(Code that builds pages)
******

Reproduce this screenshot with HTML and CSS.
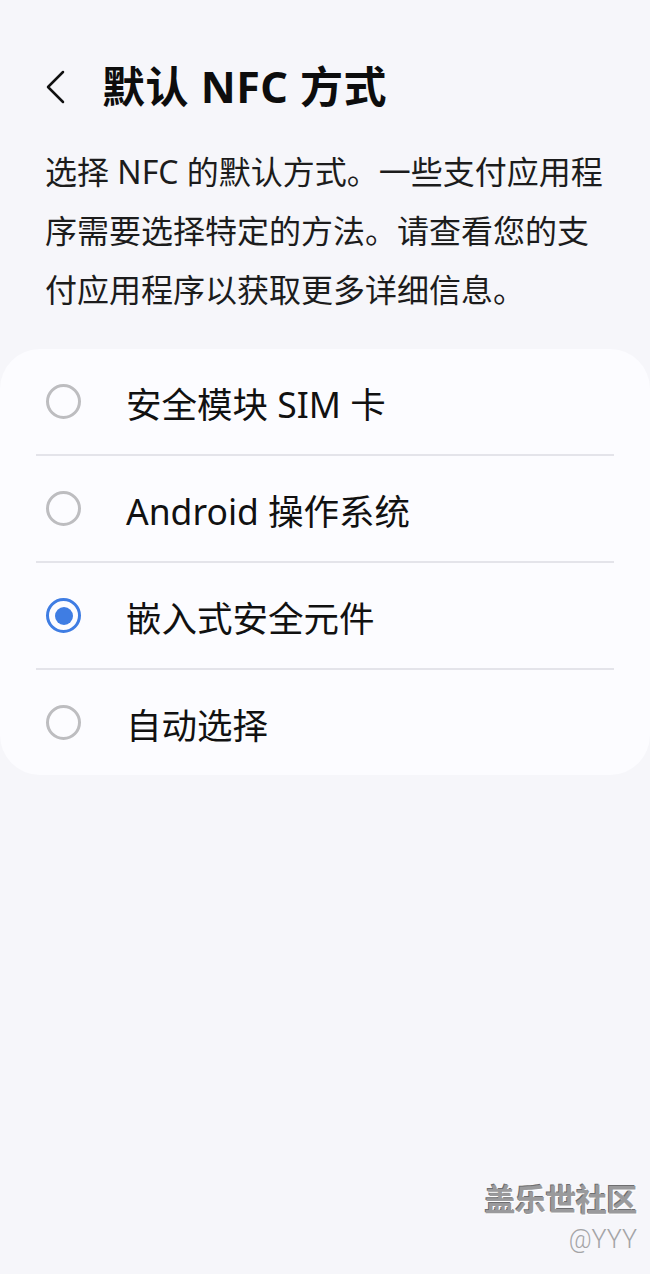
FILE: index.html
```html
<!DOCTYPE html>
<html lang="zh-CN">
<head>
<meta charset="utf-8">
<title>默认 NFC 方式</title>
<link rel="stylesheet" href="styles.css">
</head>
<body>
<div class="page">
  <header class="header">
    <svg class="back" width="24" height="34" viewBox="0 0 24 34"><path d="M19 2 L4 17 L19 32" fill="none" stroke="#111" stroke-width="2.5" stroke-linecap="round" stroke-linejoin="round"/></svg>
    <h1 class="title">默认 NFC 方式</h1>
  </header>
  <p class="desc">选择 NFC 的默认方式。一些支付应用程<br>序需要选择特定的方法。请查看您的支<br>付应用程序以获取更多详细信息。</p>
  <div class="card">
    <div class="row"><span class="radio"></span><span class="label">安全模块 SIM 卡</span></div>
    <div class="row"><span class="radio"></span><span class="label">Android 操作系统</span></div>
    <div class="row"><span class="radio checked"></span><span class="label">嵌入式安全元件</span></div>
    <div class="row"><span class="radio"></span><span class="label">自动选择</span></div>
  </div>
  <div class="watermark">
    <div class="wm-main">盖乐世社区</div>
    <div class="wm-sub">@YYY</div>
  </div>
</div>
</body>
</html>
```
FILE: styles.css
```css
html, body {
  margin: 0;
  padding: 0;
  background: #f6f6fa;
}
body {
  font-family: "Noto Sans", "Noto Sans CJK SC", sans-serif;
  color: #111;
}
.page {
  position: relative;
  min-height: 1274px;
}
.header {
  display: flex;
  align-items: center;
  height: 60px;
  padding: 57px 0 0 44px;
}
.back {
  display: block;
  flex: none;
}
.title {
  margin: 0 0 0 34px;
  font-size: 43px;
  font-weight: 700;
  line-height: 60px;
  letter-spacing: 0.5px;
  color: #0d0d0d;
}
.desc {
  margin: 25px 0 0 0;
  padding: 0 45px;
  font-size: 32px;
  line-height: 59px;
  color: #1c1c1c;
  white-space: nowrap;
}
.card {
  margin-top: 30px;
  background: #fcfcff;
  border-radius: 40px;
  padding: 0 36px;
}
.row {
  display: flex;
  align-items: center;
  height: 105px;
  border-bottom: 2px solid #e4e4ea;
}
.row:last-child {
  border-bottom: none;
}
.radio {
  flex: none;
  box-sizing: border-box;
  width: 35px;
  height: 35px;
  margin-left: 10px;
  border-radius: 50%;
  border: 3px solid #bdbdc0;
  display: flex;
  align-items: center;
  justify-content: center;
}
.radio.checked {
  border: 3.5px solid #3f7de3;
}
.radio.checked::after {
  content: "";
  width: 18px;
  height: 18px;
  border-radius: 50%;
  background: #3f7de3;
}
.label {
  margin-left: 45px;
  padding-top: 4px;
  font-size: 35.5px;
  line-height: 44px;
  color: #111;
}
.watermark {
  position: absolute;
  right: 13px;
  top: 1176px;
  text-align: right;
}
.wm-main {
  font-family: "Noto Sans CJK SC", sans-serif;
  font-size: 31px;
  line-height: 44px;
  font-weight: 700;
  color: #9a9a9c;
  text-shadow: 1px 1px 0 #ffffff, -1px -1px 0 #6e6e70;
  letter-spacing: -0.5px;
}
.wm-sub {
  font-family: "Roboto", "Noto Sans", sans-serif;
  font-size: 25px;
  line-height: 36px;
  margin-top: 2px;
  color: #a4a4a6;
  font-weight: 300;
}
```
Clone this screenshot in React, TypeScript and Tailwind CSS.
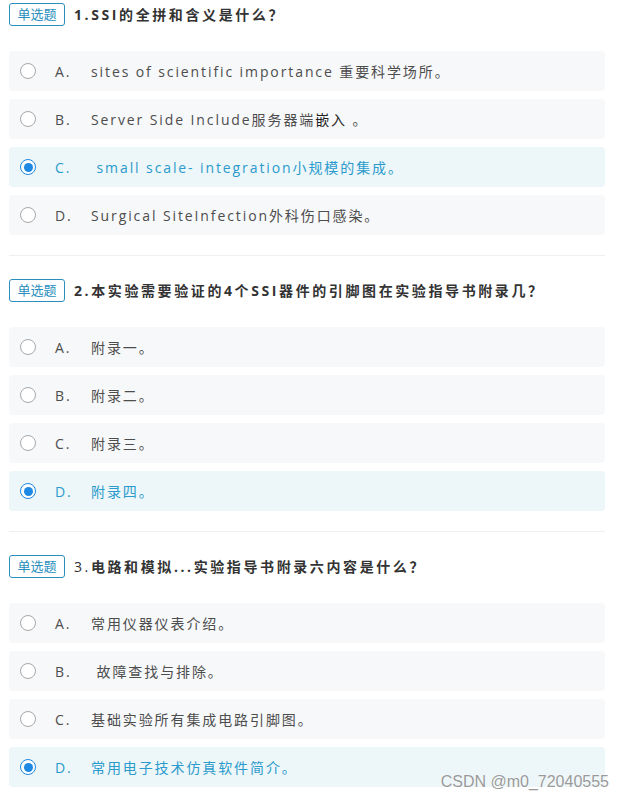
import React from "react";

type Option = { key: string; text: React.ReactNode };
type Question = { title: React.ReactNode; options: Option[]; answer: string };

const questions: Question[] = [
  {
    title: <>1.SSI的全拼和含义是什么？</>,
    answer: "C",
    options: [
      { key: "A", text: "sites of scientific importance 重要科学场所。" },
      {
        key: "B",
        text: (
          <>
            Server Side Include服务器端<span className="text-[#222]">嵌入</span> 。
          </>
        ),
      },
      { key: "C", text: " small scale- integration小规模的集成。" },
      { key: "D", text: "Surgical SiteInfection外科伤口感染。" },
    ],
  },
  {
    title: <>2.本实验需要验证的4个SSI器件的引脚图在实验指导书附录几？</>,
    answer: "D",
    options: [
      { key: "A", text: "附录一。" },
      { key: "B", text: "附录二。" },
      { key: "C", text: "附录三。" },
      { key: "D", text: "附录四。" },
    ],
  },
  {
    title: (
      <>
        <span className="font-normal">3.</span>电路和模拟...实验指导书附录六内容是什么？
      </>
    ),
    answer: "D",
    options: [
      { key: "A", text: "常用仪器仪表介绍。" },
      { key: "B", text: " 故障查找与排除。" },
      { key: "C", text: "基础实验所有集成电路引脚图。" },
      { key: "D", text: "常用电子技术仿真软件简介。" },
    ],
  },
];

function Radio({ checked }: { checked: boolean }) {
  if (checked) {
    return (
      <span className="flex h-4 w-4 shrink-0 items-center justify-center rounded-full border-[1.5px] border-[#1e88e5] bg-white">
        <span className="h-[9px] w-[9px] rounded-full bg-[#1e88e5]" />
      </span>
    );
  }
  return <span className="h-4 w-4 shrink-0 rounded-full border border-[#a8a8a8] bg-white" />;
}

function QuestionBlock({ q, first }: { q: Question; first: boolean }) {
  return (
    <div className={first ? "pt-[3px]" : "pt-[23px]"}>
      <div className="flex h-[23px] items-center">
        <span className="flex h-[23px] w-[56px] shrink-0 items-center justify-center rounded-[3px] border border-[#2a8fbd] text-[13px] leading-none text-[#2a8fbd]">
          单选题
        </span>
        <h2 className="ml-[9px] whitespace-nowrap text-[14px] font-bold leading-none tracking-[2.6px] text-[#333]">
          {q.title}
        </h2>
      </div>
      <div className="mt-[25px] flex flex-col gap-2">
        {q.options.map((o) => {
          const sel = o.key === q.answer;
          return (
            <div
              key={o.key}
              className={
                "flex h-10 items-center rounded-[4px] pl-[11px] text-[14px] tracking-[1.9px] " +
                (sel ? "bg-[#edf6f9] text-[#2a9bcc]" : "bg-[#f7f8fa] text-[#4d4d4d]")
              }
            >
              <Radio checked={sel} />
              <span className="ml-[19px] w-[36px]">{o.key}.</span>
              <span className="whitespace-pre">{o.text}</span>
            </div>
          );
        })}
      </div>
    </div>
  );
}

export default function App() {
  return (
    <div
      className="relative h-[800px] w-[624px] bg-white"
      style={{ fontFamily: '"Open Sans", "Noto Sans CJK SC", sans-serif' }}
    >
      <div className="ml-[9px] w-[596px]">
        {questions.map((q, i) => (
          <div key={i}>
            <QuestionBlock q={q} first={i === 0} />
            {i < questions.length - 1 && <div className="mt-[20px] h-px bg-[#efefef]" />}
          </div>
        ))}
      </div>
      <div className="absolute right-[15px] top-[770px] font-['Liberation_Sans',sans-serif] text-[16px] text-[#9a9a9a] [text-shadow:0_0_2px_#fff]">
        CSDN @m0_72040555
      </div>
    </div>
  );
}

******

(SHORT PROBLEM) From the listing above, return each line with the word "React".

(REPLY)
Clone this screenshot in React, TypeScript and Tailwind CSS.
import React from "react";
type Option = { key: string; text: React.ReactNode };
type Question = { title: React.ReactNode; options: Option[]; answer: string };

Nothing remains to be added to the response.